Controlling Video Games With Your Pee – SEGA Brings Awkward Fun to the Restroom

Peeing Video Game
Sega's latest bid for video game dominance: fun while you pee.

In the early ’90s, Sega held 65% of the US video game console market, had millions of fans, and was considered one of the premier creators of modern gaming entertainment. Today, they are helping you play with your pee. The Japan branch of the multinational company recently announced that they are testing their Toylets male urinal video game at select locations around Tokyo. Toylets uses a pressure sensor located on the back of the urinal to measure the strength and location of your urine stream. A small LCD screen above the urinal allows you to play several simple video games including a simulator for erasing graffiti and a variation on a sumo wrestling match. At the end of a game, the screen displays advertisements. Normally when I see something like this I would reach for my enormous “WTF, JAPAN?” flag, wave it around a few times and then return to my life without giving it much further thought. However, I can’t seem to get Toylets out of my mind, because I have a sneaking suspicion that it’s secretly brilliant and maybe even a sign of things to come. Whether you find the concept hilarious, disturbing, or disgusting, urinal video games are simply another way that interactive media could invade every part of our lives. It also shows that no space is safe from digital ads.
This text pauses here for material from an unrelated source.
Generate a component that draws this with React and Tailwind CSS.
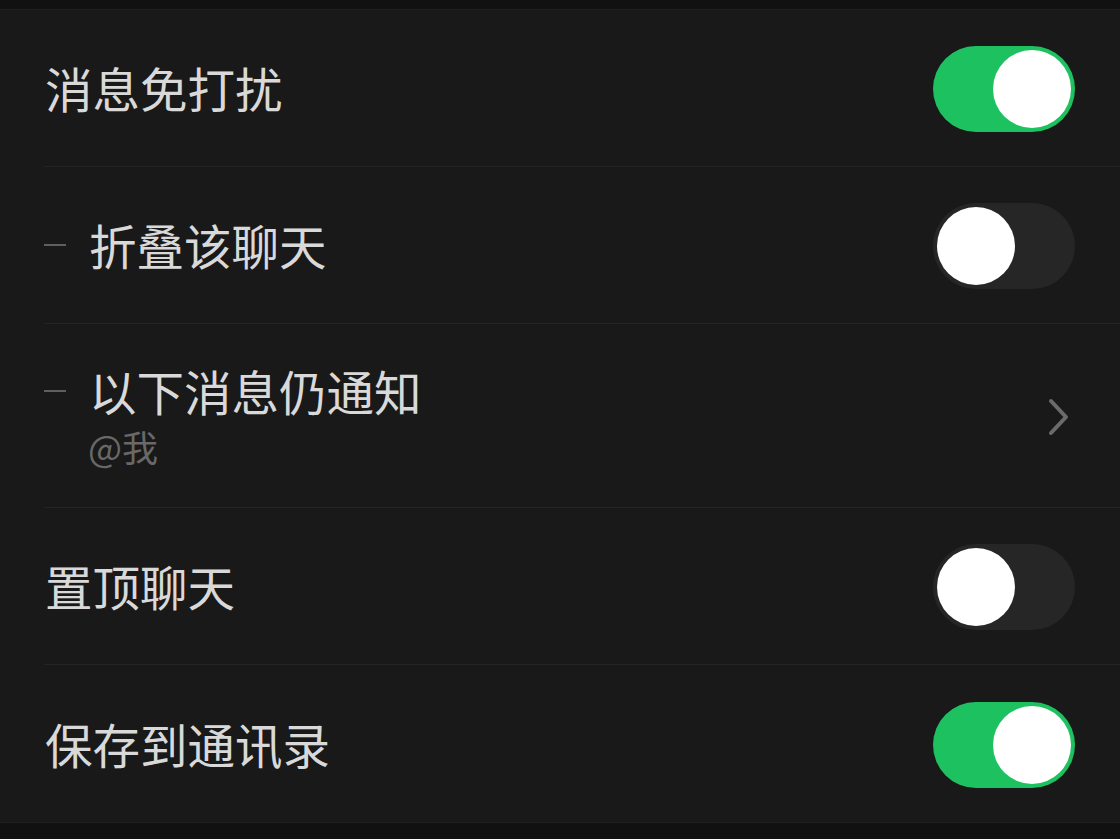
const font = { fontFamily: '"Noto Sans CJK SC", "Noto Sans", sans-serif' }

function Toggle({ on }) {
  return (
    <div
      className={
        'relative mt-[2px] h-[86px] w-[142px] shrink-0 rounded-full ' +
        (on ? 'bg-[#1ec15f]' : 'bg-[#262626]')
      }
    >
      <div
        className={
          'absolute top-[4px] h-[78px] w-[78px] rounded-full bg-white ' +
          (on ? 'right-[4px]' : 'left-[4px]')
        }
      />
    </div>
  )
}

function Dash() {
  return <span className="mr-[23px] h-[2px] w-[22px] shrink-0 bg-[#5f5f5f]" />
}

function Row({ children, right, tall, last }) {
  return (
    <div
      className={
        'flex items-center justify-between pr-[45px] ' +
        (tall ? 'h-[184px] ' : 'h-[157px] ') +
        (last ? '' : 'border-b border-[#242424]')
      }
    >
      {children}
      {right}
    </div>
  )
}

const title = 'text-[47.5px] leading-[58px] text-[#d9d9d9]'

export default function App() {
  return (
    <div className="flex h-[839px] w-[1120px] flex-col bg-[#111111]" style={font}>
      <div className="h-[10px] shrink-0 border-b border-[#1f1f1f]" />
      <div className="bg-[#191919] pl-[44px]">
        <Row right={<Toggle on />}>
          <span className={'ml-[1px] ' + title}>消息免打扰</span>
        </Row>
        <Row right={<Toggle />}>
          <div className="flex items-center">
            <Dash />
            <span className={title}>折叠该聊天</span>
          </div>
        </Row>
        <Row
          tall
          right={
            <svg width="24" height="40" viewBox="0 0 24 40" className="mr-[4px] mt-[2px]">
              <path d="M4 4 L19 20 L4 36" fill="none" stroke="#6b6b6b" strokeWidth="4" strokeLinecap="round" strokeLinejoin="round" />
            </svg>
          }
        >
          <div className="flex flex-col">
            <div className="flex items-center">
              <Dash />
              <span className={title}>以下消息仍通知</span>
            </div>
            <span className="ml-[44px] mt-[2px] text-[36px] leading-[48px] text-[#686868]">@我</span>
          </div>
        </Row>
        <Row right={<Toggle />}>
          <span className={'ml-[1px] ' + title}>置顶聊天</span>
        </Row>
        <Row last right={<Toggle on />}>
          <span className={'ml-[1px] ' + title}>保存到通讯录</span>
        </Row>
      </div>
      <div className="flex-1 border-t border-[#1f1f1f]" />
    </div>
  )
}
Peeing Video Game time trial
Don't like graffiti? Who does? Use your urine to wash it away, and compete in this time trial.

First, let’s have a big round of honesty here. How many guys out there have never made a game out of peeing? (Liars.) Sure, it’s childish, but maybe it’s part of the male psyche. Now, look at Toylets. Very weird, very childish, but…c’mon…if it just so happened to be in the bathroom you were using you would play it, right? The game could be enticing to that silly part of you that finds peeing fun, and it definitely is trying to appeal to its (presumably) male audience. According to Sega and Akihabara News, the four types of video games on the Toylets include:

“Mannekin Pis”: a simple measurement of the urine produced.
“Graffiti Eraser”: where you move your urine back and forth to remove paint
“The North Wind and Her”: a game where you play the wind, trying to blow a girl’s skirt up. The stronger you pee, the stronger the wind blows.
“Milk from Nose”: A variation on sumo wrestling, where you try to knock the other player out of the ring using the strength of your urine flow (shown as milk spraying from your nose). The record of your pee is saved and used as the opponent for the next player. So the game is sort of multiplayer. Toylets even lets you save information onto a USB drive! I fear the MMORPG that will arise from this.

Peeing Video Game battle
The Milk from Nose game lets you compete against past users for strongest flow. Pee, pee for victory!
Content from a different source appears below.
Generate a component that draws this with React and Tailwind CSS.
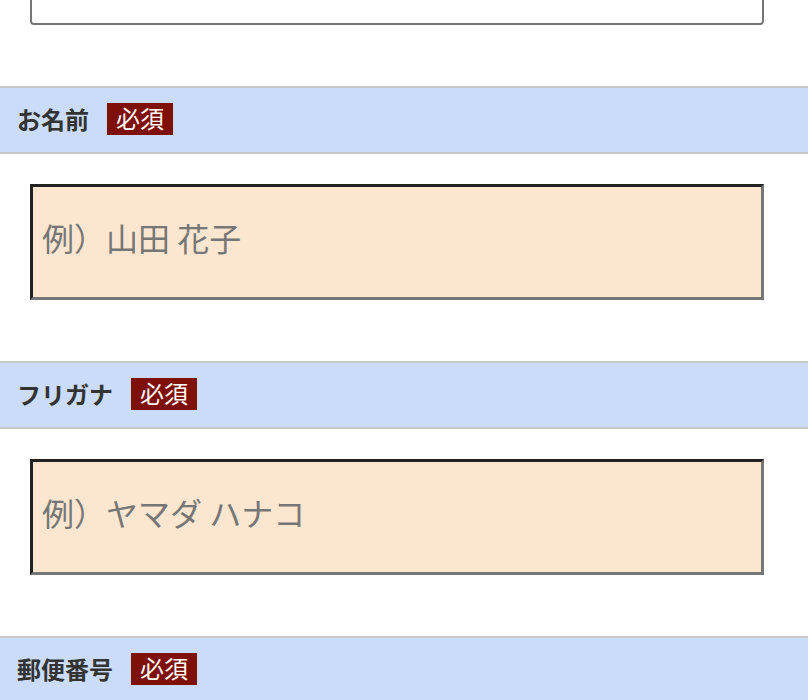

Getting men to enjoy using a urinal is simply one side of the equation, however. Making money is the other. Digital signs are already in many bathrooms in major cities in the US. I remember seeing them in New York back as far back as 2007. Mostly these ads were ignored like all other things in the Men’s restroom. But what if that ad was part of a video game…you might pay more attention to it then. Making advertisements interactive is one of the ways in which the marketing medium is evolving, and you can see that phenomenon everywhere on the internet from Facebook to pop-up ads. The other big innovation, making ads personalized, is also creeping from the digital world into reality. Considering that Toylets allows you to save data to a USB, there are chances we’ll see the same sort of customization available there as well.

Toylets video game
Oh, sure, you'd want to save your high score... WTF, JAPAN!

According to Sega, the Toylets games will be on trial at their testing locations until the end of January 2011. After that, it’s anybody’s guess as to where Sega will take them from there. The era of urinal video gaming could die as quickly as it was born, relegated to the dark corners of WTF history. Or, just maybe, we’ll see more of these interactive bathroom shenanigans in our future. 15 years ago, Sega’s market share fell into the crapper. It would only be fair if the crapper helped them get back on top again.